Opening Invitation: Andy Denzler & Gregor Hiltner

Gregor Hiltner

Something abstract comes this way is Gregor Hiltner's latest batch of panel paintings, a title reminiscent of a quote from Shakespeare's drama Macbeth: 'Something wicked this way comes'.

Apparently out of nowhere, a universe emerges out of the sophisticated interplay of rules and chance. A universe in search of its own meaning, perhaps the meaning of our existence, says Gregor Hiltner. The rules that force chance into a system is what he old-fashioned calls composition theory.

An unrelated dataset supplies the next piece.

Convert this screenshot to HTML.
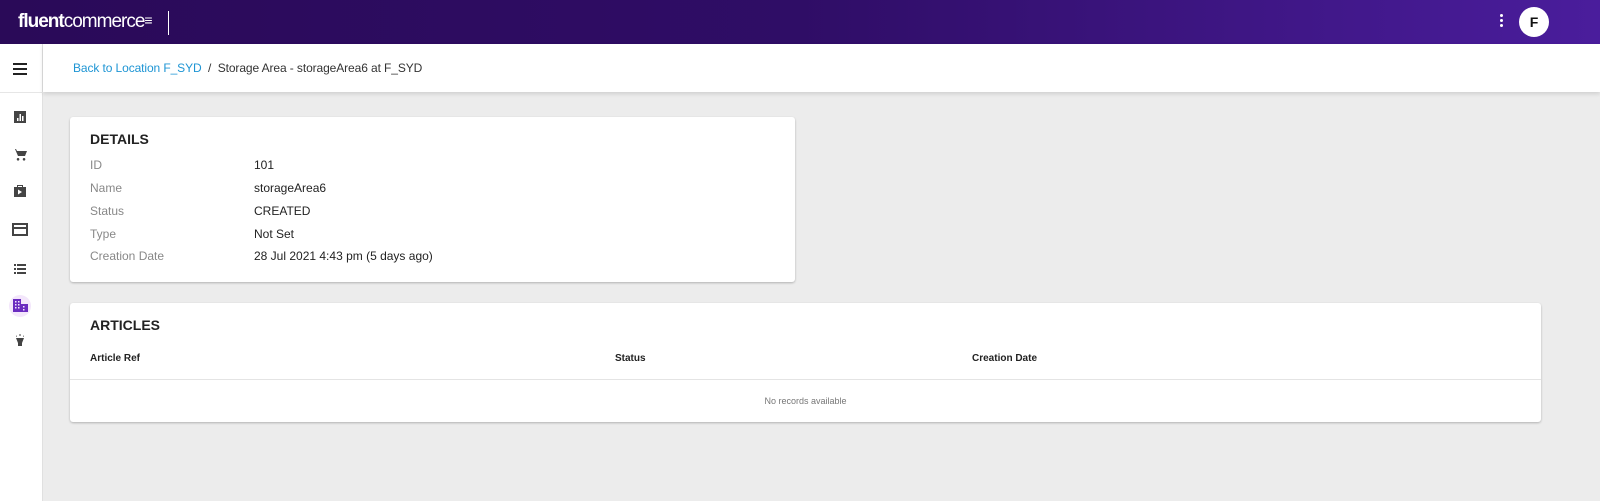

Gregor Hiltner's passion has always been for painting. His work oscillates between the antagonisms such as solid shapes, the strictly architectural and the informal, or even between the narrative, sometimes even the figurative or the abstract. His work thrives on manifold changes with ever-new cycles. His very own signature remains unmistakably visual.
His works are reminiscent of creative chaos, coupled with geographical elements.

The tension in such abstract works is based on every viewer seeing things differently in it, and the latitude of interpretation for each viewer is unlimited.

His large format canvas works are inspired by Lyrical Abstraction, a style that came to Europe in the late 1940s.

Gregor Hiltner was born in 1950 in Nuremberg and studied at the Academy of Fine Arts in Munich.

Already in the beginning years of Michael Schultz Gallery, in 1989 and 1993, Gregor Hiltner's works were exhibited here.

Andy Denzler

In his fourth Berlin solo exhibition at the gallery of Michael Schultz, Swiss artist Andy Denzler shows a new overview of what has made his style of painting so well known: shattered figure representations, which largely elude the focused gaze since they are visually distorted.

Andy Denzler uses a significant and unmistakable alteration technique in his painting. He creates the sketchy layout of the painting with coarse brushstrokes, completely alla prima, and then subjects the canvas to a consistent surface treatment at the end of the actual painting process. Only by smudging the paint in mostly horizontal streaks, the actual motif is revealed. Even before the process of blurring, the artist plans the distortion and then the optical resurrection of the work in great detail.

As if in an optical time-lapse, the artist animates the surface with spatula and squeegee - thus creating movement and at the same time pauses our eyes as the picture stutters.

Denzler's painting traces the contradictions between appearance and reality, asks questions about truth and deception. He works with the image disturbances of the modern world and lets us feel with each view of his material-intensive, sensitive subjects that transmitters and receivers in today's WiFi worlds still need to have certain frequencies in common in order to understand each other.

Andy Denzler was born in Zurich in 1965, where he still lives and works today.

His works are represented in important collections, including the Denver Art Museum, the White Cube Collection in London, the White House in Washington DC, the Alison and Peter Klein Collection in Eberdingen-Nußdorf, the Museum Würth in Schwäbisch Hall, and most recently in the collection of the Kistefos Museum in Norway.